Deneauve’s personal life often intersected with her working life – she had an affair with Roger Vadim in the early 1960’s and had an intense relationship with Truffaut for two years at the end of the decade. She had a daughter with Italian actor Marcello Mastroianni during their time together in the early to mid 1970’s, a period in which they also made 4 films together, including Demy’s broad comedy, A Slightly Pregnant Man. After a series of nondescript films in the late 1970’s, her ex-lover Truffaut gave her one of the roles of her career in the very fine war-time drama, The Last Metro, opposite Gerard Depiardieu in 1980, for which she won a Cesar for Best Actress. This kick-started a run of quality films, rather than quantity, and she teamed up with André Téchiné for the first of several collaborations in Hotel America. She scored a rare American hit with Tony Scott’s The Hunger, opposite David Bowie and Susan Sarandon, and made another fine film with Téchiné in Scene Of The Crime in 1986. She found another quality project in Indochine, a film by Régis Wargnier, and the film won the Academy Award for Best Foreign Film and Deneuve was nominated for Best Actress.

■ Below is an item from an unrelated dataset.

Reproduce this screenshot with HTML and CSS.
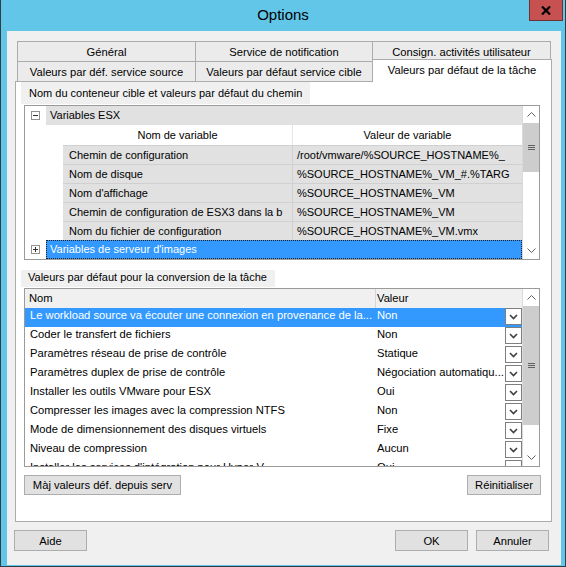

In the intervening decades Deneuve has worked consistently with inconsistent results, but in films in which she was pushing boundaries and creating interesting, dimensional characters. André Téchiné again provided two of her most significant roles with My Favourite Season in 1993 and Thieves in 1996. She made the controversial Pola X with Leos Carax and worked for iconoclast Lars Von Trier in 2000’s equally controversial Dancer In The Dark, opposite Icelandic musician Björk. During this period, she also made another film with Wargnier, East-West, opposite Sandrine Bonnaire and the very fine Time Regained, for Luis Ruiz.

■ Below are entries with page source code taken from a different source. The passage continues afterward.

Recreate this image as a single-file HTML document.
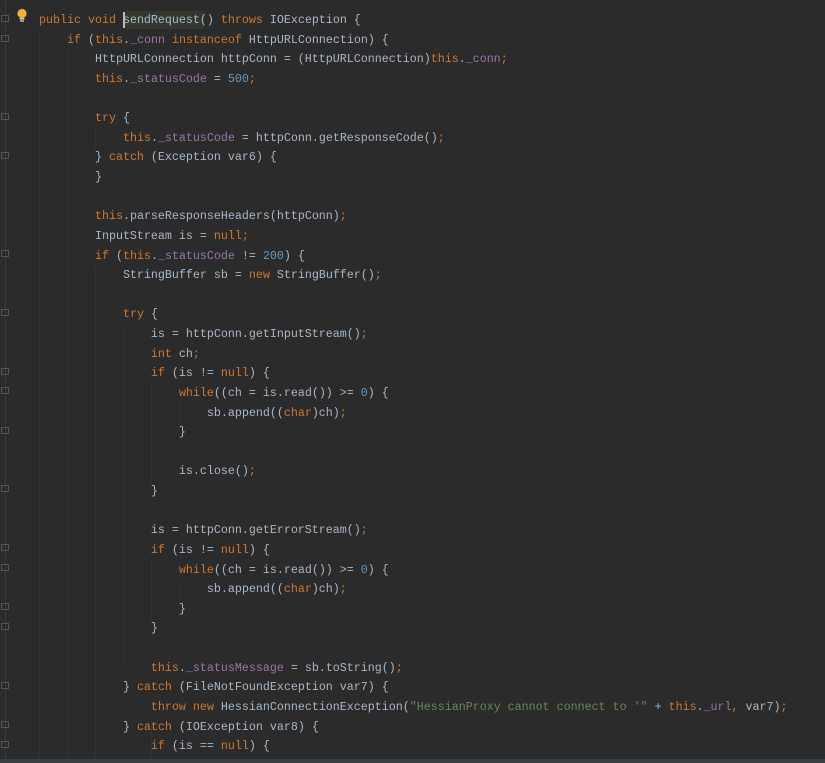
<!DOCTYPE html>
<html><head><meta charset="utf-8"><style>
html,body{margin:0;padding:0;}
body{width:825px;height:763px;background:#2b2b2b;overflow:hidden;position:relative;font-family:"Liberation Mono","DejaVu Sans Mono",monospace;}
pre{position:absolute;left:39px;top:11px;margin:0;font-family:inherit;font-size:11.67px;line-height:19.62px;color:#a9b7c6;white-space:pre;}
.k{color:#cc7832}.f{color:#9876aa}.n{color:#6897bb}.s{color:#6a8759}
.g{position:absolute;top:0;width:1px;background:#333333;}
.fold{position:absolute;left:1px;width:8px;height:7px;border:1px solid #555;box-sizing:border-box;}
.bottom{position:absolute;left:0;top:759px;width:825px;height:4px;background:#3c3f41;}
</style></head><body>
<div class="g" style="left:5px;height:759px;background:#3a3a3a"></div>
<div class="g" style="left:39px;top:31px;height:728px"></div>
<div class="g" style="left:67px;top:50px;height:709px"></div>
<div class="g" style="left:95px;top:128px;height:20px"></div>
<div class="g" style="left:95px;top:266px;height:493px"></div>
<div class="g" style="left:123px;top:324px;height:337px"></div>
<div class="g" style="left:151px;top:383px;height:100px"></div>
<div class="g" style="left:151px;top:560px;height:60px"></div>
<div class="g" style="left:179px;top:403px;height:20px"></div>
<div class="g" style="left:179px;top:580px;height:20px"></div>
<div class="g" style="left:151px;top:717px;height:42px"></div>
<div style="position:absolute;left:124px;top:11px;width:80px;height:18px;background:#32392f"></div>
<div style="position:absolute;left:123px;top:12px;width:2px;height:16px;background:#bbbbbb"></div>
<svg style="position:absolute;left:16px;top:8px" width="12" height="16" viewBox="0 0 12 16"><circle cx="6" cy="5.5" r="4.6" fill="#f0b23a"/><rect x="3.6" y="10" width="4.8" height="1.6" fill="#c8c8c8"/><rect x="4" y="12.3" width="4" height="1.4" fill="#c8c8c8"/></svg>
<div class="fold" style="top:15px"></div><div class="fold" style="top:35px"></div>
<div class="fold" style="top:113px"></div><div class="fold" style="top:152px"></div>
<div class="fold" style="top:250px"></div><div class="fold" style="top:309px"></div>
<div class="fold" style="top:368px"></div><div class="fold" style="top:387px"></div>
<div class="fold" style="top:427px"></div><div class="fold" style="top:485px"></div>
<div class="fold" style="top:544px"></div><div class="fold" style="top:564px"></div>
<div class="fold" style="top:603px"></div><div class="fold" style="top:623px"></div>
<div class="fold" style="top:682px"></div><div class="fold" style="top:721px"></div>
<div class="fold" style="top:741px"></div>
<pre><span class="k">public void</span> sendRequest() <span class="k">throws</span> IOException {
    <span class="k">if</span> (<span class="k">this</span>.<span class="f">_conn</span> <span class="k">instanceof</span> HttpURLConnection) {
        HttpURLConnection httpConn = (HttpURLConnection)<span class="k">this</span>.<span class="f">_conn</span><span class="k">;</span>
        <span class="k">this</span>.<span class="f">_statusCode</span> = <span class="n">500</span><span class="k">;</span>

        <span class="k">try</span> {
            <span class="k">this</span>.<span class="f">_statusCode</span> = httpConn.getResponseCode()<span class="k">;</span>
        } <span class="k">catch</span> (Exception var6) {
        }

        <span class="k">this</span>.parseResponseHeaders(httpConn)<span class="k">;</span>
        InputStream is = <span class="k">null;</span>
        <span class="k">if</span> (<span class="k">this</span>.<span class="f">_statusCode</span> != <span class="n">200</span>) {
            StringBuffer sb = <span class="k">new</span> StringBuffer()<span class="k">;</span>

            <span class="k">try</span> {
                is = httpConn.getInputStream()<span class="k">;</span>
                <span class="k">int</span> ch<span class="k">;</span>
                <span class="k">if</span> (is != <span class="k">null</span>) {
                    <span class="k">while</span>((ch = is.read()) >= <span class="n">0</span>) {
                        sb.append((<span class="k">char</span>)ch)<span class="k">;</span>
                    }

                    is.close()<span class="k">;</span>
                }

                is = httpConn.getErrorStream()<span class="k">;</span>
                <span class="k">if</span> (is != <span class="k">null</span>) {
                    <span class="k">while</span>((ch = is.read()) >= <span class="n">0</span>) {
                        sb.append((<span class="k">char</span>)ch)<span class="k">;</span>
                    }
                }

                <span class="k">this</span>.<span class="f">_statusMessage</span> = sb.toString()<span class="k">;</span>
            } <span class="k">catch</span> (FileNotFoundException var7) {
                <span class="k">throw new</span> HessianConnectionException(<span class="s">"HessianProxy cannot connect to '"</span> + <span class="k">this</span>.<span class="f">_url</span><span class="k">,</span> var7)<span class="k">;</span>
            } <span class="k">catch</span> (IOException var8) {
                <span class="k">if</span> (is == <span class="k">null</span>) {</pre>
<div class="bottom"></div>
</body></html>
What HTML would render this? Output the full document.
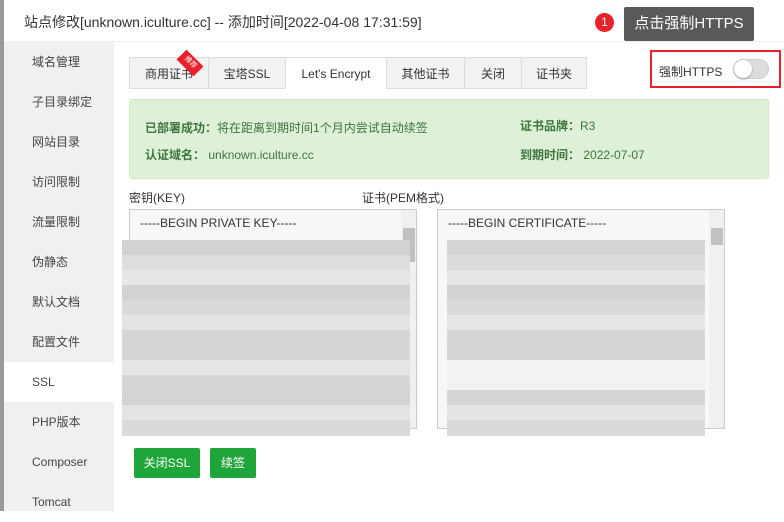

In the 21st century she found another fine collaborator in François Ozon and made 8 Women and Potiche with him in 2005 and 2010 respectively. She continues to add style and class to whatever she attaches herself to, and a couple of late career worthy efforts are found in Despleschin’s A Christmas Tale, Christophe Honoré’s Beloved and Téchiné’s In The Name of my Daughter.

From the time she achieved stardom, Catherine Deneuve was lumbered with the unenviable and impossible task of personifying the highest ideal of French beauty and given the era she worked in and the machismo and sexism she would have encountered, it’s a wonder she survived at all. Not only did she survive, she proved to be a fine actress and an even finer human being, lending her name and clout to many humanist and liberal causes. Deneuve’s body of work has provided a litany of wonderful characters, of women at many stages of life, vulnerable and exposed, clear-eyed and driven and it’s a testament to her artistry that she could rise above her (for us) distracting beauty and get to the heart and humanity of the matter.

Tres belle.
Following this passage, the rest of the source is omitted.